To demonstrate this, I would want a receipt from the co-worker for the funds you give to them, indicating that this is payment to him, reimbursing him for expenses you incurred for hotel, car, meals, and whatever else. This should be as itemized as possible.

All this seems like the company is exposing you to awkward conversation with the tax authority.

Of course, if you are outside the US, the rules may be completely different.


I don't see any reason to think the company is committing fraud. I guess it's possible that your colleague claimed an expense for the full amount, and now the company is going to get you to claim an expense for half the amount, and then they will use this documentation to claim 150% of the actual amount as a deduction on the company tax return. But if your colleague was also instructed to claim only 50%, then I don't see anything dishonest about it.
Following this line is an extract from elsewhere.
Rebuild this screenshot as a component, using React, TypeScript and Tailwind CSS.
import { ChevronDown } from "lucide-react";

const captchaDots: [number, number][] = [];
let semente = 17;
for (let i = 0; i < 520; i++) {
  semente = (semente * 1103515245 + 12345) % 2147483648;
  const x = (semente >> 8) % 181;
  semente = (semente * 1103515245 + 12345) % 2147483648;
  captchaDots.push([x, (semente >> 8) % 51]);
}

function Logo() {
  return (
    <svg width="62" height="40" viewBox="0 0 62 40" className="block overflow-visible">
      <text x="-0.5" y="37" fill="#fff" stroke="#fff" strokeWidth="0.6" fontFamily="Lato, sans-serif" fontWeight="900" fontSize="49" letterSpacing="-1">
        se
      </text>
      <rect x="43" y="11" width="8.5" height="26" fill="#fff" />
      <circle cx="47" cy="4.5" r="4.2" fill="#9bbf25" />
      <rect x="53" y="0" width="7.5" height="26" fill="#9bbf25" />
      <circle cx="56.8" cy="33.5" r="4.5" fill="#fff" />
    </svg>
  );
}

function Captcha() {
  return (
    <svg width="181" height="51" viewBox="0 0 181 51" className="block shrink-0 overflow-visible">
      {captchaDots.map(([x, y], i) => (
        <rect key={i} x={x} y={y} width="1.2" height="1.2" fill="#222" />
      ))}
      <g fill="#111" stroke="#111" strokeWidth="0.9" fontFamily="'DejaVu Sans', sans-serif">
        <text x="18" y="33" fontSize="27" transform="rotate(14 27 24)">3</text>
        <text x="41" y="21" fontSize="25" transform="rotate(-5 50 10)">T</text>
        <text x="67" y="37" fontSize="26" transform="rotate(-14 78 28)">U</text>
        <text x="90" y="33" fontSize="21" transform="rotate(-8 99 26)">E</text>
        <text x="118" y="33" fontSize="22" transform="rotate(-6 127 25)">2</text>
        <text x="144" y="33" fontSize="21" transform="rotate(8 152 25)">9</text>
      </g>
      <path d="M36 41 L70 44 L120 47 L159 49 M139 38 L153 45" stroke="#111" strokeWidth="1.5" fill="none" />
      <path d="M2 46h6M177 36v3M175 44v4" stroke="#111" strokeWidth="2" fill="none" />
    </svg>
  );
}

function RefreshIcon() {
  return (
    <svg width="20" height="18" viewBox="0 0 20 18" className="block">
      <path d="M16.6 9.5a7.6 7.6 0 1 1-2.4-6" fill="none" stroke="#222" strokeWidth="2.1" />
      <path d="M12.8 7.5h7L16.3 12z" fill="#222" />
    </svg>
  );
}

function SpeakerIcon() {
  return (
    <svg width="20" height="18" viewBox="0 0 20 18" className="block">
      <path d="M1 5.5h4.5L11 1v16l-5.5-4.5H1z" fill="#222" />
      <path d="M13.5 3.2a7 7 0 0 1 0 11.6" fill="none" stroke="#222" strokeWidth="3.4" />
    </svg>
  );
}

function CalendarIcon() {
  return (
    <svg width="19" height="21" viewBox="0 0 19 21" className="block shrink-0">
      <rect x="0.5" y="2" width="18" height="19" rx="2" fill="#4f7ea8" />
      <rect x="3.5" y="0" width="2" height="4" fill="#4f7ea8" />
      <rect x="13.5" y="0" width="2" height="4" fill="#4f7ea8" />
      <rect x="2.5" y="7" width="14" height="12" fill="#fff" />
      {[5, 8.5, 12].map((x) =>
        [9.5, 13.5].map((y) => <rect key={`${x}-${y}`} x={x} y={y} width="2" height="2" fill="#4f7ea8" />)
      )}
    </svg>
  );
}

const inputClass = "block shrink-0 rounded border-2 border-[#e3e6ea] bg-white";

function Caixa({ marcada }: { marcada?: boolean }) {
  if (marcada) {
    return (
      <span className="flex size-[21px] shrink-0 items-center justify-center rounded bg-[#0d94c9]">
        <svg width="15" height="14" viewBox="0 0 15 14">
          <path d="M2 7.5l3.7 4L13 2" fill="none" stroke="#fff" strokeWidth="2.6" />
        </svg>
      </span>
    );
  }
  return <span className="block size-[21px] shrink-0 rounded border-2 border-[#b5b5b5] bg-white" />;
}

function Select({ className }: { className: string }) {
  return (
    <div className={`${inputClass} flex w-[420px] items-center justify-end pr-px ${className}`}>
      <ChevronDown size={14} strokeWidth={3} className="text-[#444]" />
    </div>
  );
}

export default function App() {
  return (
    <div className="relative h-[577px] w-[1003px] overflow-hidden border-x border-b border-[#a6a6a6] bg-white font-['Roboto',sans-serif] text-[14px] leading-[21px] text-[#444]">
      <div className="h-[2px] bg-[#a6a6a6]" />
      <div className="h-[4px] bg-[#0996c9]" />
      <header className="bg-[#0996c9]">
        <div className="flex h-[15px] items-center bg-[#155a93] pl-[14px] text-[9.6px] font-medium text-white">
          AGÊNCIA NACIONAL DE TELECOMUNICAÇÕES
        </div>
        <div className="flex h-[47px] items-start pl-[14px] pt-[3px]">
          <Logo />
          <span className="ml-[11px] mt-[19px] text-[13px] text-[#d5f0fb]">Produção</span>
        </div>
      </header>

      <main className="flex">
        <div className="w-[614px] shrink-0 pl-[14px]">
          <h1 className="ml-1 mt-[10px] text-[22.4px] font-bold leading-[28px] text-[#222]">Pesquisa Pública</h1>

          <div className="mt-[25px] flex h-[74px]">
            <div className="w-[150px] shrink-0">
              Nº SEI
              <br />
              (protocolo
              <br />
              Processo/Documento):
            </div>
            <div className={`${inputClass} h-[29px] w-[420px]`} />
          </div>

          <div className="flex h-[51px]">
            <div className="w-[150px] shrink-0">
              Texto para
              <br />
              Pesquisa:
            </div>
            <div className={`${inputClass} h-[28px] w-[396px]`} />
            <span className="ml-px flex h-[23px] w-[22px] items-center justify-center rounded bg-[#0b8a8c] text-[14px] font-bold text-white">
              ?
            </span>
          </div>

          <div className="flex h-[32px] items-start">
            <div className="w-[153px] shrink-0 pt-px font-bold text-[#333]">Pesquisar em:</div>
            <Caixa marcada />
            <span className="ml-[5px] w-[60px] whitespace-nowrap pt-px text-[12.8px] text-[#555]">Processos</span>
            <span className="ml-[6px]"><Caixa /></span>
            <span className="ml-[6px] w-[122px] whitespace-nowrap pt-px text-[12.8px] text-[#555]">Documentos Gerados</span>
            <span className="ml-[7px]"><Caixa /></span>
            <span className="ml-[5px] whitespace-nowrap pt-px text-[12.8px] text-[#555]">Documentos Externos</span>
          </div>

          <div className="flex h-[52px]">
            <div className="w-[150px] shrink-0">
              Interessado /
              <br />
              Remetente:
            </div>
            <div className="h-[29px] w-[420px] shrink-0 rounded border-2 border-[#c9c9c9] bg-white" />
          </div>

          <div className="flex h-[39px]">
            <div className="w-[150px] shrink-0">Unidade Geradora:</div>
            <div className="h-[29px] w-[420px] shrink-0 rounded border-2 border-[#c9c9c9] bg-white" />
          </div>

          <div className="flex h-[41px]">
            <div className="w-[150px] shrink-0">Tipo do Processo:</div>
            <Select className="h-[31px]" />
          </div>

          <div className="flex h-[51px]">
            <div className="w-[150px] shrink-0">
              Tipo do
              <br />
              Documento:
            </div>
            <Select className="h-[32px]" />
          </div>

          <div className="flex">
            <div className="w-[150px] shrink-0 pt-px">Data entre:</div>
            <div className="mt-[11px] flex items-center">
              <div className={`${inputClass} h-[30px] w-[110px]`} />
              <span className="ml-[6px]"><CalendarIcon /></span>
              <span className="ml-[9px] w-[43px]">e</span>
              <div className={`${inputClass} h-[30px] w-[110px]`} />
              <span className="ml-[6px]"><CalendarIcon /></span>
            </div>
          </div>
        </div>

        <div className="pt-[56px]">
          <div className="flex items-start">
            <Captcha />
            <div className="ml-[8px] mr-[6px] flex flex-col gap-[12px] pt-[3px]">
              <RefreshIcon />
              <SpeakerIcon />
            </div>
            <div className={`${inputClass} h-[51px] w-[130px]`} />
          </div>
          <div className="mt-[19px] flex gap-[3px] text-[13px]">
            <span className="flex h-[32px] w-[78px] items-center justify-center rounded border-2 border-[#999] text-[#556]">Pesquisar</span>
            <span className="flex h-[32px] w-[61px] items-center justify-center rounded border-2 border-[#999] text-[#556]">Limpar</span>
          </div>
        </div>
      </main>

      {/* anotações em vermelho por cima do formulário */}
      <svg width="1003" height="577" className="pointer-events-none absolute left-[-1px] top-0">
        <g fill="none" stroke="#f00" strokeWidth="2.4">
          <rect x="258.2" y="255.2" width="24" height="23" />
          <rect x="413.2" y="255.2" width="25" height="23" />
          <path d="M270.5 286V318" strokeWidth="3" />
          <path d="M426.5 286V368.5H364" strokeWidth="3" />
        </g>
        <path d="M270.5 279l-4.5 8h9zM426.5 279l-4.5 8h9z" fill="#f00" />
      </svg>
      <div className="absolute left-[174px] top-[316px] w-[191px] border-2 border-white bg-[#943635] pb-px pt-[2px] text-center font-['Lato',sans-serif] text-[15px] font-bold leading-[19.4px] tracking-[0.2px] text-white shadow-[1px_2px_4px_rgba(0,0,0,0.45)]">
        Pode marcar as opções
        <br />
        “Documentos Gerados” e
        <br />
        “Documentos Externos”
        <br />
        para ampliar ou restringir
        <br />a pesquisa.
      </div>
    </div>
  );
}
This seems unusual. Any company I've worked for, the person who paid the bill claimed it on his expense report so he could be reimbursed. I've never shared a room on a business trip but I've had many times I shared a rental car, and in such cases one employee was picked to pay for the car, and then that employee claimed it on his expense report and everyone else claimed zero.

But maybe your company has some reason why they want to accurately track travel expenses for each employee. Like expenses get billed to different departments or different clients. Or employees who have excessive travel expenses get dragged into the boss's office and yelled at. In such a case, it would make sense for them to want to accurately allocate expenses between employees. If the two of you shared a room, then presumably half of the cost of that room is fairly applied to each person.